DATASET ENTRIES:
_ _ _ _

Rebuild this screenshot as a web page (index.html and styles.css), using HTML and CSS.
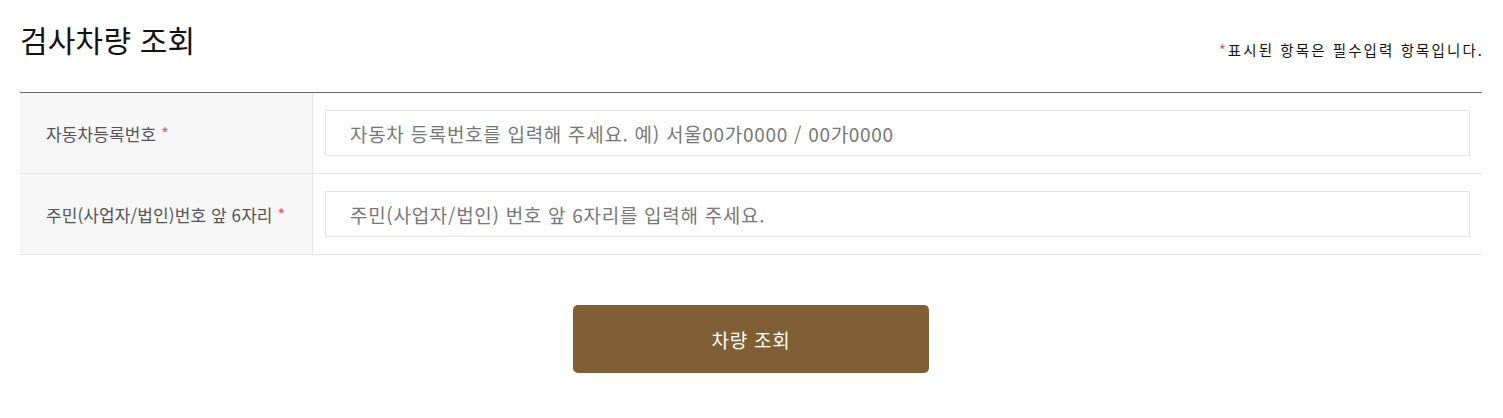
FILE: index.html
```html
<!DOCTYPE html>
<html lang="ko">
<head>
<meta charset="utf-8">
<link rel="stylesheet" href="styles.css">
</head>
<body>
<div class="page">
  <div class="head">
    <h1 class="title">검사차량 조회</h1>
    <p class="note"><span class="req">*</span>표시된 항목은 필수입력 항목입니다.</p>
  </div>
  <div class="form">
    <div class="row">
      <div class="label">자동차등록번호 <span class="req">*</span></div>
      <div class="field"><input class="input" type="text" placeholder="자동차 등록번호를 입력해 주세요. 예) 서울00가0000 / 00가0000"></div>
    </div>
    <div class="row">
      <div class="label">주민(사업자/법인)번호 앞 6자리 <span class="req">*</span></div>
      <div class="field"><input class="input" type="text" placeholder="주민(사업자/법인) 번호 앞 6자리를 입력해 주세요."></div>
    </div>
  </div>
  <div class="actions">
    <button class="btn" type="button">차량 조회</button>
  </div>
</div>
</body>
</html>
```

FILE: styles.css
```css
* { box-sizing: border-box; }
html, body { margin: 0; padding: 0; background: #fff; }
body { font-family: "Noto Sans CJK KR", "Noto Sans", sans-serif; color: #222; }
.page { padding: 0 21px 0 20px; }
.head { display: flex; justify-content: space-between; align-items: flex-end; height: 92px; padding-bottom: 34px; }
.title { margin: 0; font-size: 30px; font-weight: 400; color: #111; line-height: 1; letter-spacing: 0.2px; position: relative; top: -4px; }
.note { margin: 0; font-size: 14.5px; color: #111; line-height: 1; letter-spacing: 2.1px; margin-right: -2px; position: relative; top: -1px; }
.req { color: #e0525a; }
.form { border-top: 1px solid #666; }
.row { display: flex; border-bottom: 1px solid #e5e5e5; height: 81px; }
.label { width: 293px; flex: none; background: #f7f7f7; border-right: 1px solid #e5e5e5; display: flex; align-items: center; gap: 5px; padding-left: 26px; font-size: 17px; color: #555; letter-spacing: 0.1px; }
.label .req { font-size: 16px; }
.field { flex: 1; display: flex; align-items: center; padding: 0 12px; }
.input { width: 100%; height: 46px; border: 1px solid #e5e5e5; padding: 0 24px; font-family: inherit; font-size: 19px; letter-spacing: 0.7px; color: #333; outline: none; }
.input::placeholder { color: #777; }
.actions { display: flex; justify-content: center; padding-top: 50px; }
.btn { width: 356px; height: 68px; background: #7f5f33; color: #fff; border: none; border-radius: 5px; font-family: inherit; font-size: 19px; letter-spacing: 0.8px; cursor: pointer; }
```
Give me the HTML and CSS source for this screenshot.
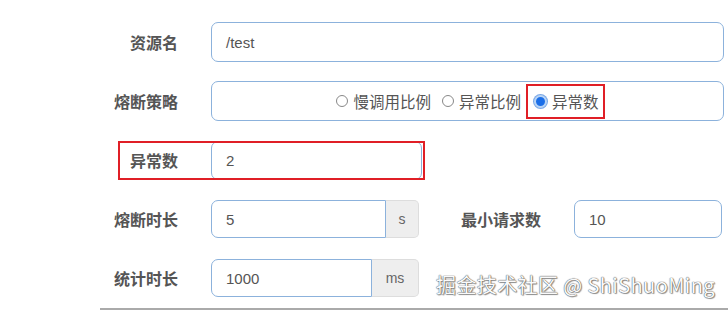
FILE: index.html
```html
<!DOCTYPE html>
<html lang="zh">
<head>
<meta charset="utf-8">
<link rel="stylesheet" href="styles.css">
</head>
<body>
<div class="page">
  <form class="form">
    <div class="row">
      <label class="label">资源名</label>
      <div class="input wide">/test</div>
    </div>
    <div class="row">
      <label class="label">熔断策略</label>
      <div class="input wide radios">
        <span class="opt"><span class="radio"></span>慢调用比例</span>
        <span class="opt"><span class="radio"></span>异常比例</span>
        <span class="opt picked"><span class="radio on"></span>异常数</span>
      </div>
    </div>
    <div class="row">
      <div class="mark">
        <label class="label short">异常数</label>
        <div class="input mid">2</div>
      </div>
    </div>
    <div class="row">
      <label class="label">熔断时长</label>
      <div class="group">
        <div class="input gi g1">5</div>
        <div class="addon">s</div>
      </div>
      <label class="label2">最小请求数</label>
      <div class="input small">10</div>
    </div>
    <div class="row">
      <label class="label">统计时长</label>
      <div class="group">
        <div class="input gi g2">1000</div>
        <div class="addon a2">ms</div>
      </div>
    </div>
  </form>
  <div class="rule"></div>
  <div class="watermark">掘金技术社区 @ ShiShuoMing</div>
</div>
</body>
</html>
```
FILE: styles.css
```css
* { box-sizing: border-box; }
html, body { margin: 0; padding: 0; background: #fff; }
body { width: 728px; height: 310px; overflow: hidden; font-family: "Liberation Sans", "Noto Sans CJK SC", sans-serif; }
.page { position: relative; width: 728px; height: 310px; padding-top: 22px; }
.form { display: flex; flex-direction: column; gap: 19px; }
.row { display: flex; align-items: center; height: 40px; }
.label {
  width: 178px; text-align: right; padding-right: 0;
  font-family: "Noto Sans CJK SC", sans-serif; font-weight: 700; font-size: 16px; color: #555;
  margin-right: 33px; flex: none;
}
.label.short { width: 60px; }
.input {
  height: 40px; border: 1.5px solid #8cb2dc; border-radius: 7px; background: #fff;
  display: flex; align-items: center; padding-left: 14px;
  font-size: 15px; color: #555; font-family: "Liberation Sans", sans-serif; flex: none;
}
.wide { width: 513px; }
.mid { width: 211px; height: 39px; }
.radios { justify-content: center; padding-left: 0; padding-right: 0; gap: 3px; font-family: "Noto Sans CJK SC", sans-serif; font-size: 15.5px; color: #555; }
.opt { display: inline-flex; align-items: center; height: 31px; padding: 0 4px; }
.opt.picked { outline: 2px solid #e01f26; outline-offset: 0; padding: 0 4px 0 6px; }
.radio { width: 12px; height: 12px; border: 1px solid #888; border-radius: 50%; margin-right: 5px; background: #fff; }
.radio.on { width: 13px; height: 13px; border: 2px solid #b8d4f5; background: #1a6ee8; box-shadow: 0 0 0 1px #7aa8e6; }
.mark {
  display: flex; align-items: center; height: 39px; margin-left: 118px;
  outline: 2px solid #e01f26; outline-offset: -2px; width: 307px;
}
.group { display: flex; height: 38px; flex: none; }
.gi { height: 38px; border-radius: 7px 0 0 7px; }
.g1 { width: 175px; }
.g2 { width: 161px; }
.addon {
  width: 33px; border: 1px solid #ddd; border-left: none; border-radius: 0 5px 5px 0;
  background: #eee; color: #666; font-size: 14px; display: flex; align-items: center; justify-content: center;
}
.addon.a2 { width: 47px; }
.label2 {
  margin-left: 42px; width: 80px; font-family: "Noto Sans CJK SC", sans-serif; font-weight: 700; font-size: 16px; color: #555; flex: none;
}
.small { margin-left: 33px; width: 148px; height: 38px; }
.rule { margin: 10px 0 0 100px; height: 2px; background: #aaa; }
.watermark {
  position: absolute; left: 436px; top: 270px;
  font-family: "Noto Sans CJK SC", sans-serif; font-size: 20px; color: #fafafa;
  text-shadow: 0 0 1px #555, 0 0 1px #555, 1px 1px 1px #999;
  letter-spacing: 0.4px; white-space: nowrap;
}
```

_ _ _ _

TASK DIRECTIONS: Transcribe the material exactly, keeping every word and none of the pictures.

THE OUTPUT:
Rebuild this screenshot as a web page (index.html and styles.css), using HTML and CSS.
FILE: index.html
```html
<!DOCTYPE html>
<html lang="ko">
<head>
<meta charset="utf-8">
<link rel="stylesheet" href="styles.css">
</head>
<body>
<div class="page">
  <div class="head">
    <h1 class="title">검사차량 조회</h1>
    <p class="note"><span class="req">*</span>표시된 항목은 필수입력 항목입니다.</p>
  </div>
  <div class="form">
    <div class="row">
      <div class="label">자동차등록번호 <span class="req">*</span></div>
      <div class="field"><input class="input" type="text" placeholder="자동차 등록번호를 입력해 주세요. 예) 서울00가0000 / 00가0000"></div>
    </div>
    <div class="row">
      <div class="label">주민(사업자/법인)번호 앞 6자리 <span class="req">*</span></div>
      <div class="field"><input class="input" type="text" placeholder="주민(사업자/법인) 번호 앞 6자리를 입력해 주세요."></div>
    </div>
  </div>
  <div class="actions">
    <button class="btn" type="button">차량 조회</button>
  </div>
</div>
</body>
</html>
```

FILE: styles.css
```css
* { box-sizing: border-box; }
html, body { margin: 0; padding: 0; background: #fff; }
body { font-family: "Noto Sans CJK KR", "Noto Sans", sans-serif; color: #222; }
.page { padding: 0 21px 0 20px; }
.head { display: flex; justify-content: space-between; align-items: flex-end; height: 92px; padding-bottom: 34px; }
.title { margin: 0; font-size: 30px; font-weight: 400; color: #111; line-height: 1; letter-spacing: 0.2px; position: relative; top: -4px; }
.note { margin: 0; font-size: 14.5px; color: #111; line-height: 1; letter-spacing: 2.1px; margin-right: -2px; position: relative; top: -1px; }
.req { color: #e0525a; }
.form { border-top: 1px solid #666; }
.row { display: flex; border-bottom: 1px solid #e5e5e5; height: 81px; }
.label { width: 293px; flex: none; background: #f7f7f7; border-right: 1px solid #e5e5e5; display: flex; align-items: center; gap: 5px; padding-left: 26px; font-size: 17px; color: #555; letter-spacing: 0.1px; }
.label .req { font-size: 16px; }
.field { flex: 1; display: flex; align-items: center; padding: 0 12px; }
.input { width: 100%; height: 46px; border: 1px solid #e5e5e5; padding: 0 24px; font-family: inherit; font-size: 19px; letter-spacing: 0.7px; color: #333; outline: none; }
.input::placeholder { color: #777; }
.actions { display: flex; justify-content: center; padding-top: 50px; }
.btn { width: 356px; height: 68px; background: #7f5f33; color: #fff; border: none; border-radius: 5px; font-family: inherit; font-size: 19px; letter-spacing: 0.8px; cursor: pointer; }
```
Give me the HTML and CSS source for this screenshot.
FILE: index.html
```html
<!DOCTYPE html>
<html lang="zh">
<head>
<meta charset="utf-8">
<link rel="stylesheet" href="styles.css">
</head>
<body>
<div class="page">
  <form class="form">
    <div class="row">
      <label class="label">资源名</label>
      <div class="input wide">/test</div>
    </div>
    <div class="row">
      <label class="label">熔断策略</label>
      <div class="input wide radios">
        <span class="opt"><span class="radio"></span>慢调用比例</span>
        <span class="opt"><span class="radio"></span>异常比例</span>
        <span class="opt picked"><span class="radio on"></span>异常数</span>
      </div>
    </div>
    <div class="row">
      <div class="mark">
        <label class="label short">异常数</label>
        <div class="input mid">2</div>
      </div>
    </div>
    <div class="row">
      <label class="label">熔断时长</label>
      <div class="group">
        <div class="input gi g1">5</div>
        <div class="addon">s</div>
      </div>
      <label class="label2">最小请求数</label>
      <div class="input small">10</div>
    </div>
    <div class="row">
      <label class="label">统计时长</label>
      <div class="group">
        <div class="input gi g2">1000</div>
        <div class="addon a2">ms</div>
      </div>
    </div>
  </form>
  <div class="rule"></div>
  <div class="watermark">掘金技术社区 @ ShiShuoMing</div>
</div>
</body>
</html>
```
FILE: styles.css
```css
* { box-sizing: border-box; }
html, body { margin: 0; padding: 0; background: #fff; }
body { width: 728px; height: 310px; overflow: hidden; font-family: "Liberation Sans", "Noto Sans CJK SC", sans-serif; }
.page { position: relative; width: 728px; height: 310px; padding-top: 22px; }
.form { display: flex; flex-direction: column; gap: 19px; }
.row { display: flex; align-items: center; height: 40px; }
.label {
  width: 178px; text-align: right; padding-right: 0;
  font-family: "Noto Sans CJK SC", sans-serif; font-weight: 700; font-size: 16px; color: #555;
  margin-right: 33px; flex: none;
}
.label.short { width: 60px; }
.input {
  height: 40px; border: 1.5px solid #8cb2dc; border-radius: 7px; background: #fff;
  display: flex; align-items: center; padding-left: 14px;
  font-size: 15px; color: #555; font-family: "Liberation Sans", sans-serif; flex: none;
}
.wide { width: 513px; }
.mid { width: 211px; height: 39px; }
.radios { justify-content: center; padding-left: 0; padding-right: 0; gap: 3px; font-family: "Noto Sans CJK SC", sans-serif; font-size: 15.5px; color: #555; }
.opt { display: inline-flex; align-items: center; height: 31px; padding: 0 4px; }
.opt.picked { outline: 2px solid #e01f26; outline-offset: 0; padding: 0 4px 0 6px; }
.radio { width: 12px; height: 12px; border: 1px solid #888; border-radius: 50%; margin-right: 5px; background: #fff; }
.radio.on { width: 13px; height: 13px; border: 2px solid #b8d4f5; background: #1a6ee8; box-shadow: 0 0 0 1px #7aa8e6; }
.mark {
  display: flex; align-items: center; height: 39px; margin-left: 118px;
  outline: 2px solid #e01f26; outline-offset: -2px; width: 307px;
}
.group { display: flex; height: 38px; flex: none; }
.gi { height: 38px; border-radius: 7px 0 0 7px; }
.g1 { width: 175px; }
.g2 { width: 161px; }
.addon {
  width: 33px; border: 1px solid #ddd; border-left: none; border-radius: 0 5px 5px 0;
  background: #eee; color: #666; font-size: 14px; display: flex; align-items: center; justify-content: center;
}
.addon.a2 { width: 47px; }
.label2 {
  margin-left: 42px; width: 80px; font-family: "Noto Sans CJK SC", sans-serif; font-weight: 700; font-size: 16px; color: #555; flex: none;
}
.small { margin-left: 33px; width: 148px; height: 38px; }
.rule { margin: 10px 0 0 100px; height: 2px; background: #aaa; }
.watermark {
  position: absolute; left: 436px; top: 270px;
  font-family: "Noto Sans CJK SC", sans-serif; font-size: 20px; color: #fafafa;
  text-shadow: 0 0 1px #555, 0 0 1px #555, 1px 1px 1px #999;
  letter-spacing: 0.4px; white-space: nowrap;
}
```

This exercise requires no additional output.